I’ve spent the last decade lost in the allure of management. I’m now re-aligning back into coding, designing, and making things.
I was expecting to learn new things as part of this process. I was not expecting to get my perspective so thoroughly changed.
The quote that bent my brain being;
One night I just directly asked him how I could get better at programming. He asked me why I would want to do such a thing. What he explained was that if I can already build anything I could imagine (with enough Google searching and time) then what’s the value in getting any better at programming itself? Instead I should focus on getting better at building things or get better at thinking of things to build.
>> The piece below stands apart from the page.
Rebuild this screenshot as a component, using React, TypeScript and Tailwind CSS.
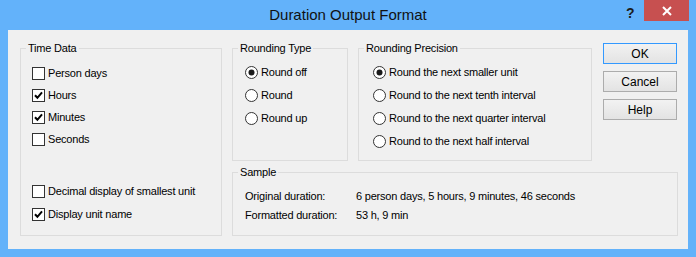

This was such a stunning change of mindset for me I spent the rest of the day trying to process this simple, beautiful idea.
There is a cultural expectation in the technology industry that everything you publish be of the highest quality. That you’re a subject matter expert. That this all adds up to represent your brand and is indicative of your skill levels. Unfortunately this commonly manifests as obsessive one-upmanship, or worse presenting as an opinionated, insufferable know-it-all.
And it deliberately misses the point. Using the pretense of craft we obsess over how it’s built. Which allows us to deflect and avoid the far more daunting prospect of what to build, or worse building something and having it critiqued by our “peers”.
We are all to often, a young and insecure industry.
And I had played right into it. The fear of public scrutiny of my work, and of that work not being perfect was paralysing. These cultural expectations had me focussed on the wrong things, and that misplaced focus had been blocking me from doing anything.
But here’s the key to unlocking it all, the users of the thing don’t care how it’s built.
Thus from now on my approach is much simpler and more robust.
Ignore everyone. Build interesting things.